Jones was a mid-level adviser on green energy issues. He was not a critical player; he had no budget authority, nor access to classified information, nor direct access to the president's ear. He wasn't a "czar," although it seems as if the White House was OK with the label as long as admiring environmentalists were applying it. And the stuff of the controversy, regardless of its provenance, was genuinely controversial: even when he was just a former communist with a habit of calling Republicans evil, the White House was OK with him. Then it was revealed that he had (mistakenly?) signed his name to a Truther petition.
And that was that. It may not be fair to Jones, but this is not about
Jones -- it's about Obama, and whether defending a guy who used to be a
communist, who called George W. Bush a lot of really bad things, and
who found himself in close company with people who believe that 9/11
was a government conspiracy was worth whatever Jones was currently
contributing to American policy as a member of the White House. And it
wasn't.
Jones's sudden departure has occasioned the creation of some pretty deep narratives and a few superficial ones.
The
Politico decided that Jones's departure represents a major political
development of some sort. "Beck Up, Left Let Down, And Jones Defiant."
Some liberal commentators also believe that Obama caved and that the
refusal to fight on Jones's behalf signals weakness in both principle
and narrative.
As a general matter, the White
House has a history of NOT caving, even when the freak show, to borrow
Mark Halperin's term, packs 'em in. Zeke Emanuel may have had some pull
with his boss's chief of staff, but the White House hasn't asked Mark
Lloyd, an FEC adviser, to step down because Glenn Beck and the Media
Research Center have him in their sights. Sonia Sotomayor's remarks
about Latina judges and wisdom? The White House defended her stoutly.
The
administration hasn't withdrawn the nomination of Cass Sunstein for an
important and powerful OMB post, nor did they ask Rosa Brooks to leave
the administration when she was subject to loud criticism, nor have
they stopped fighting for Dawn Johnsen's nomination to be the key legal
adviser in the Justice Department. Or Harold Koh, who is now the State
Department's chief legal adviser. Or John Holdren, the chief science
adviser, who thirty years ago wrote dispassionately about abortion as a
method of population control. Actually, when it comes to defending
administration officials in key positions who make daily contributions
to policy, the Obama White House defends its own pretty well.
Jones was a comparatively easy target, the political equivalent of low-hanging fruit.
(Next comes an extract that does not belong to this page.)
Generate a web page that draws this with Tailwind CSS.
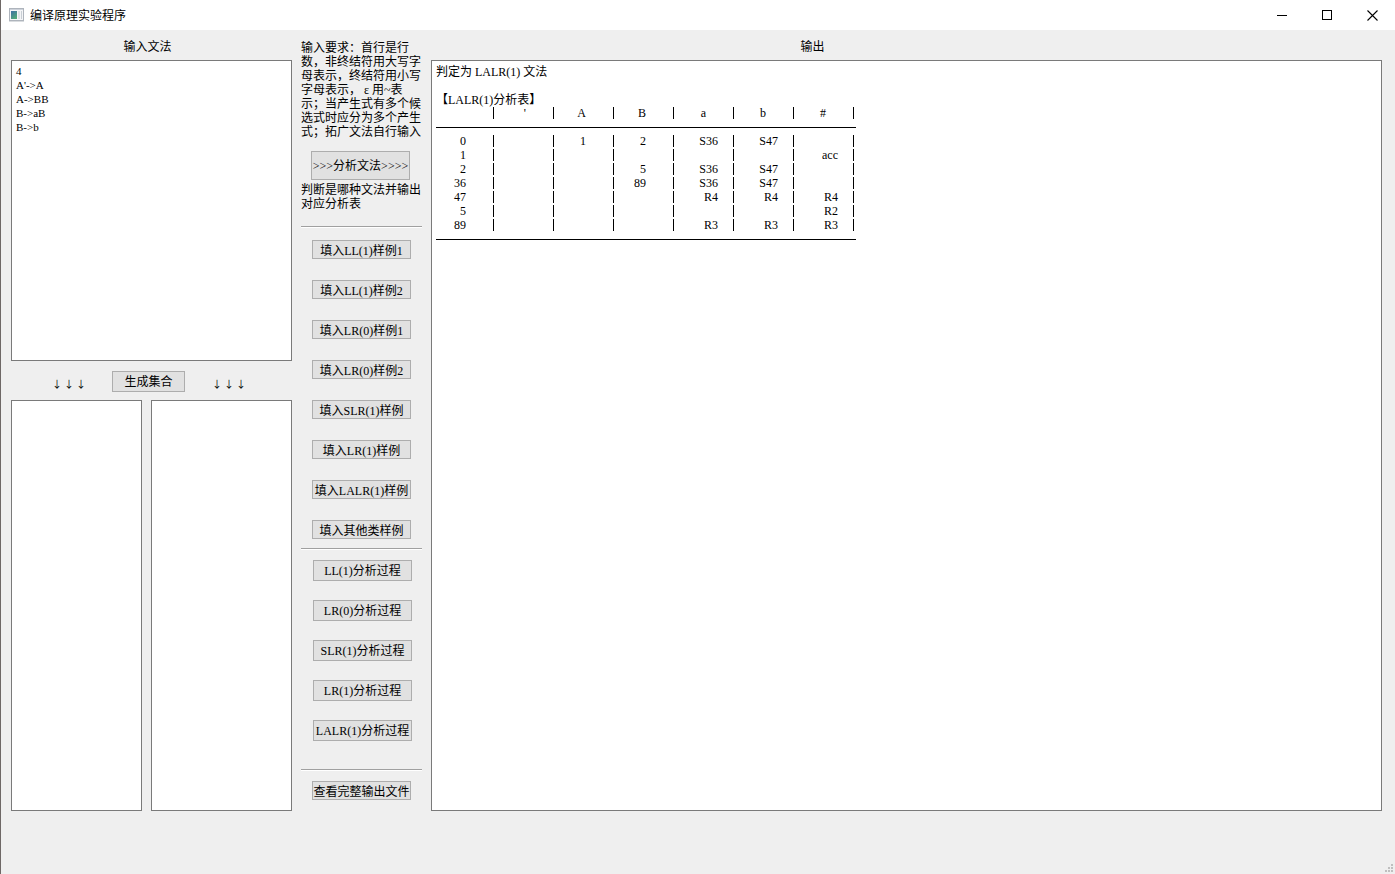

He was barely a "czar" -- his power was nominal, and he was brought into the administration because many Obama advisers on the environment and economic policy admired the way he found a neat way to end the "environmentalism is a job killer" contention. He was a classic policy entrepreneur, and, arguably, the type of person that liberals and progressives want as a presidential adviser. But he was -- and can be -- more influential outside of government than inside of it.
Jones was a comparatively easy target, the political equivalent of low-hanging fruit. He was barely a "czar" -- his power was nominal, and he was brought into the administration because many Obama advisers on the environment and economic policy admired the way he found a neat way to end the "environmentalism is a job killer" contention. He was a classic policy entrepreneur, and, arguably, the type of person that liberals and progressives want as a presidential adviser. But he was -- and can be -- more influential outside of government than inside of it.
For the same reasons, triumphalism over
Jones's exit is misplaced. Jones was many things, but he wasn't
the fascist that reactionaries insisted on calling him. And he was
never terribly powerful. In fact, his departure makes it easier for the
administration to press ahead with its Green Jobs initiative -- no
longer do opponents have Van Jones to kick around anymore. That Jones
was even the target of vitriol is more evidence of paranoia; the Bush
administration used "czar" in a tongue-in-cheek fashion; the Obama
press shop was casual in its early descriptions of administration
advisers who were given certain portfolios; suddenly, "czar" became
czar -- as if these folks had actual power and malevolent influence --
and not only that, as if they worked in concert to take over the
government and impose their evil world ways.
Is Jones the victim of a racist conspiracy? There is no evidence that racism motivated opposition to Van Jones.
Will
Jones's departure give ammunition to climate change skeptics? Maybe.
The reason why Jones was the target of any attention whatsoever was his
ideological entrepreneurialism; David Wiegel of the Washington Independent contends that his "downfall
represented a crucial and possibly educational victory for the wing of
the conservative and libertarian movement that has tried, without much
success, to paint environmental activists like Jones as anti-capitalist
radicals less interested in the health of the planet than in a
well-disguised radical agenda." Jones had given the Green Jobs meme
more than a patina of respect even among Republicans, and because of
these sins, he was dangerous to conservative and libertarian
anti-environmentalists. Obama has been careful not to alienate
environmentalist activists to date, and Jones is a hero to many of
them.
That
said, had Jones not given his critics such ammunition, he may have
drawn fire, but he probably would not have been shot.